He realized that heart disease was not a personal problem, but a population problem. His search for a solution led him to a huge undertaking: start with 2-6 year olds, teach them healthy habits, and measure the retention over time until they are 20 years old.
This longitudinal study presented challenges including funding and participants but persevered despite them, headed by Dr. Fuster’s passionate refusal to back down from a fight. The Resilient Heart highlights this study done in Bogata, Columbia and examines similar projects being done in Eldoret (Kenya), Grenada, Madrid (Spain), and Harlem (NYC).
Of course the research being done stands on its own as significant and worth hearing about, but Dr. Fuster and his team humanize the experience. The research is the “what” but the team fills in the “why” for viewers following the journey from conception to implementation. Through his work, Dr. Fuster expanded his reach with his emphasis on mentorship. This is where the film really dug in deep, speaking to the importance of remembering that research is not a cold, calloused thing, and neither is social change. These things are vibrant and full of life when we allow them to be, and Dr. Fuster is a constant reminder of that.

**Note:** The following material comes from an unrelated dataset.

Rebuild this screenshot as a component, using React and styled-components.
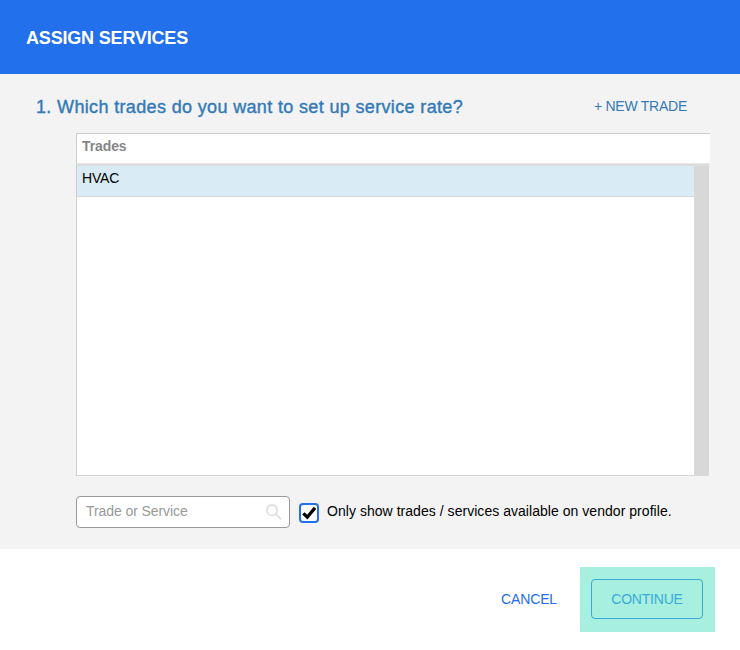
import React from "react";
import styled, { createGlobalStyle } from "styled-components";

const GlobalStyle = createGlobalStyle`
  *, *::before, *::after { box-sizing: border-box; }
  body {
    margin: 0;
    background: #fff;
    font-family: "Liberation Sans", Arial, sans-serif;
    font-size: 14px;
    line-height: 20px;
    color: #000;
  }
`;

const Dialog = styled.main`
  width: 740px;
  height: 650px;
  display: flex;
  flex-direction: column;
  background: #fff;
  overflow: hidden;
  white-space: nowrap;
`;

const Header = styled.header`
  flex: 0 0 74px;
  display: flex;
  align-items: center;
  padding: 1px 26px 0;
  background: #2270eb;
`;

const Title = styled.h1`
  margin: 0;
  font-size: 18px;
  line-height: 24px;
  font-weight: 700;
  letter-spacing: -0.18px;
  color: #fff;
`;

const Body = styled.section`
  flex: 0 0 475px;
  padding: 21px 30px 0 36px;
  background: #f3f3f3;
`;

const QuestionRow = styled.div`
  display: flex;
  justify-content: space-between;
  height: 38px;
  padding-right: 23px;
`;

const Question = styled.h2`
  margin: 0;
  font-size: 18px;
  line-height: 24px;
  font-weight: 400;
  letter-spacing: 0.35px;
  color: #337ab7;
  -webkit-text-stroke: 0.4px #337ab7;
`;

const LinkButton = styled.button`
  border: 0;
  padding: 0;
  background: none;
  font: inherit;
  line-height: 22px;
  height: 22px;
  letter-spacing: ${(p) => p.$spacing || "0"};
  color: ${(p) => p.$color};
`;

const Table = styled.div`
  margin-left: 40px;
  width: 634px;
`;

const TableHead = styled.div`
  height: 31px;
  padding: 2px 5px 0;
  border: solid #ccc;
  border-width: 1px 0 1px 1px;
  border-bottom-color: #e9e9e9;
  background: #fff;
  font-weight: 700;
  letter-spacing: -0.1px;
  color: #868686;
`;

const TableBody = styled.div`
  display: flex;
  width: 633px;
  height: 312px;
  border: solid #ccc;
  border-width: 2px 0 1px 1px;
  border-top-color: #dbdddd;
  border-bottom-color: #d8d8d8;
  background: #fff;
`;

const Rows = styled.div`
  flex: 1;
`;

const Row = styled.div`
  height: 31px;
  padding: 2px 5px 0;
  border-bottom: 1px solid #d8d8d8;
  background: #d9ecf5;
  letter-spacing: -0.15px;
`;

const ScrollTrack = styled.div`
  width: 15px;
  background: #d8d8d8;
`;

const FilterRow = styled.div`
  display: flex;
  margin: 20px 0 0 40px;
`;

const SearchField = styled.label`
  display: flex;
  align-items: center;
  width: 214px;
  height: 32px;
  padding: 0 7px 0 9px;
  border: 1px solid #999;
  border-radius: 4px;
  background: #fff;
`;

const SearchInput = styled.input`
  flex: 1;
  min-width: 0;
  height: 20px;
  margin-bottom: 2px;
  padding: 0;
  border: 0;
  outline: 0;
  background: none;
  font: inherit;
  letter-spacing: -0.08px;
  &::placeholder { color: #999; opacity: 1; }
`;

const SearchIcon = styled.svg`
  flex: none;
  width: 17px;
  height: 17px;
  margin-top: 1px;
`;

const CheckBox = styled.span`
  display: flex;
  width: 20px;
  height: 20px;
  margin: 7px 8px 0 9px;
  border: 2px solid #2270eb;
  border-radius: 4px;
  background: #fff;
`;

const CheckLabel = styled.span`
  padding-top: 5px;
  letter-spacing: 0.04px;
`;

const Footer = styled.footer`
  flex: 1;
  display: flex;
  justify-content: flex-end;
  align-items: flex-start;
  gap: 23px;
  padding: 18px 25px 0;
  ${LinkButton} { margin-top: 21px; }
`;

const Highlight = styled.div`
  width: 135px;
  height: 65px;
  padding: 12px 12px 0 11px;
  background: #a7f0df;
`;

const ContinueButton = styled.button`
  display: block;
  width: 112px;
  height: 40px;
  padding: 0;
  border: 1px solid #3aa9d9;
  border-radius: 4px;
  background: none;
  font: inherit;
  letter-spacing: -0.2px;
  color: #3aa9d9;
`;

export default function App() {
  return (
    <Dialog>
      <GlobalStyle />
      <Header>
        <Title>ASSIGN SERVICES</Title>
      </Header>
      <Body>
        <QuestionRow>
          <Question>1. Which trades do you want to set up service rate?</Question>
          <LinkButton $color="#337ab7" $spacing="-0.25px">+ NEW TRADE</LinkButton>
        </QuestionRow>
        <Table>
          <TableHead>Trades</TableHead>
          <TableBody>
            <Rows>
              <Row>HVAC</Row>
            </Rows>
            <ScrollTrack />
          </TableBody>
        </Table>
        <FilterRow>
          <SearchField>
            <SearchInput placeholder="Trade or Service" />
            <SearchIcon viewBox="0 0 17 17" fill="none" stroke="#e3e3e3" strokeWidth="2">
              <circle cx="7" cy="6.2" r="5.2" />
              <path d="M10.8 10.2 16.2 15.5" strokeWidth="2.2" />
            </SearchIcon>
          </SearchField>
          <CheckBox>
            <svg width="16" height="16" viewBox="0 0 16 16">
              <path d="M1.2 9.5 3.6 7.3 6.2 9.7 12.8 1.7 15.2 3.9 6.4 14.6Z" fill="#000" />
            </svg>
          </CheckBox>
          <CheckLabel>Only show trades / services available on vendor profile.</CheckLabel>
        </FilterRow>
      </Body>
      <Footer>
        <LinkButton $color="#2270eb" $spacing="-0.15px">CANCEL</LinkButton>
        <Highlight>
          <ContinueButton>CONTINUE</ContinueButton>
        </Highlight>
      </Footer>
    </Dialog>
  );
}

The film allowed viewers to see familiar scenes, waiting rooms full of people anxious to know why they do not feel well, and perhaps some unfamiliar scenes with attentive doctors and healthcare workers pausing in their busy day to look someone in the eye and know them.
Celebrity trainer and heart attack survivor Bob Harper (The Biggest Loser) hosted a Q&A after the screening of the film during which Dr. Fuster commented on the profound significance of the human connection, stating that without it there will be no change. People listen to what he has to say because he and his team approach them from a place of humility, kindness, and compassion. Waltzing in and telling them what to do will never work. Instead, they come alongside vulnerable populations to combat the spreading issue of heart disease.
Overall the film was well edited, giving credit to Susan Froemke and her team for being expert story tellers. At no time during the journey into Dr. Fuster’s world did I ever lose interest. Each piece fed into the next, building and compounding to construct the gorgeous final product that highlighted the beauty of humanity even in the face of what may appear to be an insurmountable problem.
Perhaps most inspiring was Dr. Fuster’s commentary on why he does this work despite the challenges. He said he came from the right family, the right education, the right upbringing, and has experienced many privileges in life. Therefore, it seemed obvious what he needed to do with his life: make a difference in someone else’s. His hope is what we all hope, that we can look back on our lives and say, “Hey, I made at least a little difference in the world.”
The Resilient Heart is a relevant, inspiring film that highlights a global medical crisis and celebrates the people who have stepped up to face it head on. I challenge anyone who watches it to resist being inspired by Dr. Fuster’s humble approach to helping others.